The algorithm can produce bad predictions. The common causes of this are overfitting and underfitting. In case of overfitting, the algorithm performs well on the training data, but underperforms on the new data because instead of finding a general pattern explaining the variation, it has found some random patterns in the training data. Underfitting means that the algorithm does not fully exploit the data provided for its training; this happens in case of choosing an insufficiently complex model. Overfitting and underfitting come together. If one decreases, the other one will increase. It is therefore important to find a balance between those - then the total prediction error is minimal.

What is needed for the successful implementation of machine learning?

Machine-learning systems differ from traditional software systems. Machine learning uses self-learning, continuously improving algorithms. Before implementation in real-world conditions, the system must be trained on local data. Each algorithm has its strengths and weaknesses, therefore, it is important to try several algorithms to find out which one works best on the current problem. The strategy for developing a machine-learning system for healthcare should involve mapping of clinical needs and technological capabilities to identify good cases for pilot projects. Pilots showing good results can then be scaled up.

Machine learning has been tested in many research projects with promising results. If machine learning is going to be used for clinical decision support, a ready-trained model and access to individual patient data is needed. This means that the system must be integrated with electronic health record (EHR) or other systems where data is stored. This can be done in several ways, either 1) by incorporating with the EHR system/ radiology system, 2) as a cloud service provided by a third party, or 3) as a service in a private cloud.

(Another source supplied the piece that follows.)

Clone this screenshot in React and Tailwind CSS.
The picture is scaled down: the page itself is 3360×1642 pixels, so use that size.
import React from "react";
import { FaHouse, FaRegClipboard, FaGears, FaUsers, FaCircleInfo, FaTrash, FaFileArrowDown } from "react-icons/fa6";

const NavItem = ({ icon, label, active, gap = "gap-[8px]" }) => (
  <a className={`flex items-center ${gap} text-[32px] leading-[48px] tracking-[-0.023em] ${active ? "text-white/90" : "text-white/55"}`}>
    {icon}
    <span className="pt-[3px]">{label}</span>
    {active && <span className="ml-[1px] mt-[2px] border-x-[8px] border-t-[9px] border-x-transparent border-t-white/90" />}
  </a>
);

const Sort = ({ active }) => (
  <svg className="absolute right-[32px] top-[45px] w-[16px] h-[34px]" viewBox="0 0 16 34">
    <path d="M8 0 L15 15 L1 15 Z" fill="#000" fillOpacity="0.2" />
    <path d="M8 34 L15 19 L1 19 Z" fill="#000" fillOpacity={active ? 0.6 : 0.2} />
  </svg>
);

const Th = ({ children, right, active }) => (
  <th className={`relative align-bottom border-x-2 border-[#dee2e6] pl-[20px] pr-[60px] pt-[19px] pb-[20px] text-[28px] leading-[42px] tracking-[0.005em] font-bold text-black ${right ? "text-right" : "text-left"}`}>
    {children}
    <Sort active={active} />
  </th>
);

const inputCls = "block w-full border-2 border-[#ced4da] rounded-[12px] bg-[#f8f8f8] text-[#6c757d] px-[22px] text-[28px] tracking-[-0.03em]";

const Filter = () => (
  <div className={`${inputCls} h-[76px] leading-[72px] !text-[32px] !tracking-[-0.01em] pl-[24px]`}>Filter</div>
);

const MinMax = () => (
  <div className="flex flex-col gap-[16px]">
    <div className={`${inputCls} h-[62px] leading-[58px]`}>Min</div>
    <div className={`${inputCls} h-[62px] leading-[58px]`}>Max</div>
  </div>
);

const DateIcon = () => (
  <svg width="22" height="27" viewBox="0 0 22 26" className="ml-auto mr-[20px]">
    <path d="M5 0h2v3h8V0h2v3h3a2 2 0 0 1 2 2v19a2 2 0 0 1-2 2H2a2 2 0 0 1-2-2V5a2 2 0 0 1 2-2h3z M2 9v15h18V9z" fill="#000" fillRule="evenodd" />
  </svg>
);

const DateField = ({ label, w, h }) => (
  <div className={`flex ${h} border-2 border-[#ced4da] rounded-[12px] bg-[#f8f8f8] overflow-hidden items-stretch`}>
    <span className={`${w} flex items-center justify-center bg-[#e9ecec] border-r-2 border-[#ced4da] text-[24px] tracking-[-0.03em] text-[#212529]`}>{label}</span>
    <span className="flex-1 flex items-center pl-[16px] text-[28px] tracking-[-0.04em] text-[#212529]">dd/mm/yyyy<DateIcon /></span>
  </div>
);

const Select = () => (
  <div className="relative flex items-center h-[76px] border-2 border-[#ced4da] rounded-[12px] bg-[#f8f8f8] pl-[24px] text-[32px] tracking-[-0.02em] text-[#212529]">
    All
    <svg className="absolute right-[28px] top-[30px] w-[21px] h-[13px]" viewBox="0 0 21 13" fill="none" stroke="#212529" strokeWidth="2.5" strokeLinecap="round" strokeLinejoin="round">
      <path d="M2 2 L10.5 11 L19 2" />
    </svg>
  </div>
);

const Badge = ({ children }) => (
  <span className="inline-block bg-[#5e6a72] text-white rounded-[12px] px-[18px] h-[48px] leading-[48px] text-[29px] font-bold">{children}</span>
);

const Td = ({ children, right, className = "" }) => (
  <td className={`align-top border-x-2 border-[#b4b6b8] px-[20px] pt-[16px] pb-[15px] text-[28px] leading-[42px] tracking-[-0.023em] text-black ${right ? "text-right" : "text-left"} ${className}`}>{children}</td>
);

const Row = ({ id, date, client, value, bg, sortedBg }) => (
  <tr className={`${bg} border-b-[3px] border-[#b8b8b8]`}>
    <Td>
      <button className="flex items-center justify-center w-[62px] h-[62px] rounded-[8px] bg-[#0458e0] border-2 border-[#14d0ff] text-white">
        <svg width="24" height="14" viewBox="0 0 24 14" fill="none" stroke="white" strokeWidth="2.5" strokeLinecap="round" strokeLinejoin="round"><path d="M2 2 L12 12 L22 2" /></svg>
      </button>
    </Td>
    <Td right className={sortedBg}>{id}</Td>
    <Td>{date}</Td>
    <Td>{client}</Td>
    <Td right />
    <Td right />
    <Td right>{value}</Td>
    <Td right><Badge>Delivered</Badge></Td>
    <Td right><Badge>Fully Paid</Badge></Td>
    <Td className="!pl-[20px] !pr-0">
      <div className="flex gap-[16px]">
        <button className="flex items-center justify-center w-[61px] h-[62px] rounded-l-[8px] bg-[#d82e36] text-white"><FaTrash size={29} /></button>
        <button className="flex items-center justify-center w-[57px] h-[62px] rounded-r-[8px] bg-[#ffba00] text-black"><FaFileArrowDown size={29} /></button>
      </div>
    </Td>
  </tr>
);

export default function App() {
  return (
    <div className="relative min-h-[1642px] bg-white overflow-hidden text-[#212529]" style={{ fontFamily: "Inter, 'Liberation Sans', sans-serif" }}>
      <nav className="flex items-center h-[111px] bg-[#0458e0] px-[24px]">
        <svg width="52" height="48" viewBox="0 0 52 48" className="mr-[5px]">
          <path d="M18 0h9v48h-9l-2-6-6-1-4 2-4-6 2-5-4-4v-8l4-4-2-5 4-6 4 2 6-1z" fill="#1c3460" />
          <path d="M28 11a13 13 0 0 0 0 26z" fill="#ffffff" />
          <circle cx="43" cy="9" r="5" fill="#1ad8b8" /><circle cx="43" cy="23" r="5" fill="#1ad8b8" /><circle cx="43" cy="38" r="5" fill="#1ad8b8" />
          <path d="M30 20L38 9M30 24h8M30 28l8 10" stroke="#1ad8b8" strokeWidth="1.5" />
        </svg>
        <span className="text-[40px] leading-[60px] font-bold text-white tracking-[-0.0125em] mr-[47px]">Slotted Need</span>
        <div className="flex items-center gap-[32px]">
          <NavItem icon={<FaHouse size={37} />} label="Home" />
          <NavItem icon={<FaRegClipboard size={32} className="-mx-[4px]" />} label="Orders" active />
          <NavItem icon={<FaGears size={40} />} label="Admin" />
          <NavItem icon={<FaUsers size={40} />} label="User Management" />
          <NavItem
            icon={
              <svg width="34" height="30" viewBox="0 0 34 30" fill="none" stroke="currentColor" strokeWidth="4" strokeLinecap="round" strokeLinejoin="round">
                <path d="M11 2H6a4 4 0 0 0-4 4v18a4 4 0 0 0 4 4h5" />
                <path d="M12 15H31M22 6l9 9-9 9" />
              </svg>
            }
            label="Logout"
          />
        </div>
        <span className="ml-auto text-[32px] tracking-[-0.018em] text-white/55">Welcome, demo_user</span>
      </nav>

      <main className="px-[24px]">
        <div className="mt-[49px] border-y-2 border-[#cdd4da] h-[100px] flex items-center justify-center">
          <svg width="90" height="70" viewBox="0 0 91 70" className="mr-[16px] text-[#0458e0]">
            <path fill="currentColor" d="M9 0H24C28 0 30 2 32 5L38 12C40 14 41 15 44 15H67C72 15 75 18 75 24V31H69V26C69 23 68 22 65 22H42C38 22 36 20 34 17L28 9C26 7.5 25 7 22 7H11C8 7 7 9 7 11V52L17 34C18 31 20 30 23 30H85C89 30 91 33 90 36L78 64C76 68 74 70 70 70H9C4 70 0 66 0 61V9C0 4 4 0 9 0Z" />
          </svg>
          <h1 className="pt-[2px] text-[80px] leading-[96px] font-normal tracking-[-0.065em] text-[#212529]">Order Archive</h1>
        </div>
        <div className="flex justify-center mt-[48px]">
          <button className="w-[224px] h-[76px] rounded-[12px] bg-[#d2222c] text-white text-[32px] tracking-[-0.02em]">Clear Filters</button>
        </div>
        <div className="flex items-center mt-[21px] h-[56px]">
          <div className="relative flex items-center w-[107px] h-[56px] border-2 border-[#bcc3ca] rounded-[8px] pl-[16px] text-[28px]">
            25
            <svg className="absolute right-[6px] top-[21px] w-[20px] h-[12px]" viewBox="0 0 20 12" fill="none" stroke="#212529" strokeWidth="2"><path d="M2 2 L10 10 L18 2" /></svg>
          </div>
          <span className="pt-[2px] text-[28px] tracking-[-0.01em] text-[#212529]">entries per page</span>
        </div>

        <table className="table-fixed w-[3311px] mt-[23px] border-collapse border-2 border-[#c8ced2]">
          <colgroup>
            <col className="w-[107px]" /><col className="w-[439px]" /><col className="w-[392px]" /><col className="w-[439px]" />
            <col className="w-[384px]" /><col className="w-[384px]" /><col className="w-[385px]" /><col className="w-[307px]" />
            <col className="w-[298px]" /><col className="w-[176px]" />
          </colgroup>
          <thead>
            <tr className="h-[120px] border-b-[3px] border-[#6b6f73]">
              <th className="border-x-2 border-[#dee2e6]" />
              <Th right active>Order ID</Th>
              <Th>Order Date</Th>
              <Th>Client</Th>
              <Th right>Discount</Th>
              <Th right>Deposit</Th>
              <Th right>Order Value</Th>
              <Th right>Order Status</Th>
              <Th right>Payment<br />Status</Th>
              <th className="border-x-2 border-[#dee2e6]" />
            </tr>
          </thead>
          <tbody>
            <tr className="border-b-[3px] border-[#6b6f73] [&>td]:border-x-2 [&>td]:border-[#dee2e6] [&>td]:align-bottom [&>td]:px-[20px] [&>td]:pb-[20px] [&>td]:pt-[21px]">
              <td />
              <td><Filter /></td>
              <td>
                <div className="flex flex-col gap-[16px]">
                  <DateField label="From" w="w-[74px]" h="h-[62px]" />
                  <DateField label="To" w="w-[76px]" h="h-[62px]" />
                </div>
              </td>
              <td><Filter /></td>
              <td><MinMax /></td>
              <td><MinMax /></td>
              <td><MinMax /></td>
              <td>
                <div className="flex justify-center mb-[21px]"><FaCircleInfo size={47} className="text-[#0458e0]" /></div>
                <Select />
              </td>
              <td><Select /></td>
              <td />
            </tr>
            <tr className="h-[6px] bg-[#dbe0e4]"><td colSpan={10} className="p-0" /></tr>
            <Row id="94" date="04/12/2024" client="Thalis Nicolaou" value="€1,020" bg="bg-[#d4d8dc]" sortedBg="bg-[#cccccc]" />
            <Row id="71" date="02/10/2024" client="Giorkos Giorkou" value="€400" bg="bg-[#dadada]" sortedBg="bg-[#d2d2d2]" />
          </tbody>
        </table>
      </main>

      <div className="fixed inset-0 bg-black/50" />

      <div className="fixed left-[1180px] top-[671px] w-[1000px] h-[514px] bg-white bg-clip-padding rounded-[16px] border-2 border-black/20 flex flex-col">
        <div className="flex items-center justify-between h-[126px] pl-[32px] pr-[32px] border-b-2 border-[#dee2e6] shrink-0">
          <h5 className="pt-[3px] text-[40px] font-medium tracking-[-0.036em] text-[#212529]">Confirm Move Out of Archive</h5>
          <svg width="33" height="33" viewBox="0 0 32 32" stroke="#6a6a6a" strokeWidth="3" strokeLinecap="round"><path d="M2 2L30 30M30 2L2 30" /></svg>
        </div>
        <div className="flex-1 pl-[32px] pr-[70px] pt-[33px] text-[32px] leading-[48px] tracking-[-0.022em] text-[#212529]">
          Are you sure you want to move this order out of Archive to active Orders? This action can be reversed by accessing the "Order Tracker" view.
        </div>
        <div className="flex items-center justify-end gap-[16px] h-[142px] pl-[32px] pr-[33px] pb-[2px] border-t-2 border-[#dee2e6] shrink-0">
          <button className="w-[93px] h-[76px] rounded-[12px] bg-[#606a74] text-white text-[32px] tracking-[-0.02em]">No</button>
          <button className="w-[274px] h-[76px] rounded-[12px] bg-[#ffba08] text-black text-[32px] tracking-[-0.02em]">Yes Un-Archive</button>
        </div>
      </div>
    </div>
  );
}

Where has machine learning the highest potential?

The use of machine learning can convert data to knowledge, which will lead to disruptions1 in at least three healthcare areas, with different time horizons:

  • Interpretation of medical images. This area is most developed. Many projects have proven their effectiveness, showing results as good or even better than medical specialists. In the next few years, the area will develop rapidly.
  • Prognostics. Algorithms for prognostics are not so developed. It will take about five years before this area becomes mature enough. Diagnostics. This is the most complicated of the areas. It will take about ten years before such solutions are ready for use in practice.

1A disruptive technology is a technology that can dramatically change the established structures and business models. If an algorithm takes over large parts of the radiologists’ job of analyzing medical images, this can be considered a disruption.